Дмитрий приблизился к столу. Давным-давно упокоившийся лад, вернее, его превосходная мумия мирно лежала, вытянув суставчатые конечности.
— Если бы ты не шатался по городу, а почитал переводы текстов, от тебя было бы больше пользы, — беззлобно ворчал биолог.
— Видишь мембраны на конце носа? — спросил Дмитрия Элиас Гарсиа. — Они закрываются перепонками по мере надобности. У ладов было отличное обоняние, и они берегли его. Носы у ладов длинные, очень длинные.
— Меня заинтересовал волосяной покров у них на груди, — продолжил Шебунин. — Это не шерсть, не волосы и не перья. А эти бугорки — видишь, как хорошо они сохранились? Эти бугорки с так называемыми волосками явно предназначены для выделения феромонов.
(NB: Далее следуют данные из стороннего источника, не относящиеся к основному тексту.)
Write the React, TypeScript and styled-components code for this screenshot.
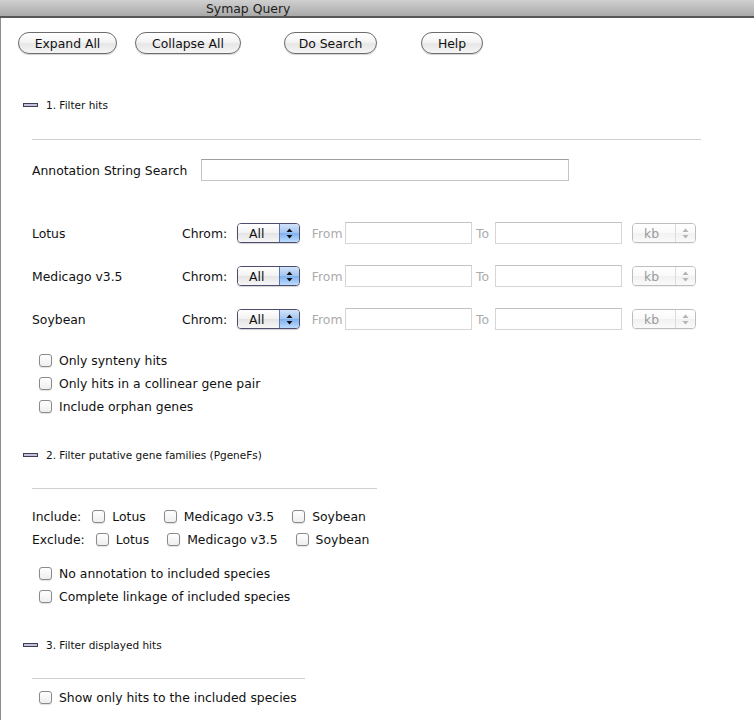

Кстати, в ладийских текстах об этом сказано, коллега, — недовольно добавил Аркадий Степанович.
— Значит, лады общались с помощью феромонов? — удивился антрополог. — Но причем здесь тогда письменность?!
И снова работа сутками напролет, только теперь к четверке исследователей ладийской письменности подключился антрополог. Очередная гипотеза подтвердилась, и врач-музыкант все-таки сплясал на радостях зажигательную джигу.
— Гаммы, аккорд, увертюры! Целые поэмы-симфонии! — торжествовал Элиас Гарсиа. — Всё — в ароматах, только в ароматах! Вдумайтесь, наша маленькая, милая Надежда: лады записывали не музыку, а запахи! Сколько оттенков, которые человек не в состоянии различить; человек не способен оценить подлинную глубину ладийской музыки, какая жалость!
Пребывание первой экспедиции на Z-170 растянется еще на полгода… Дмитрий думал о Земле, где его ждала Аня, Анюта, Анечка, светлая, домашняя, близкое ему существо, созвучие ароматов мяты и ландыша.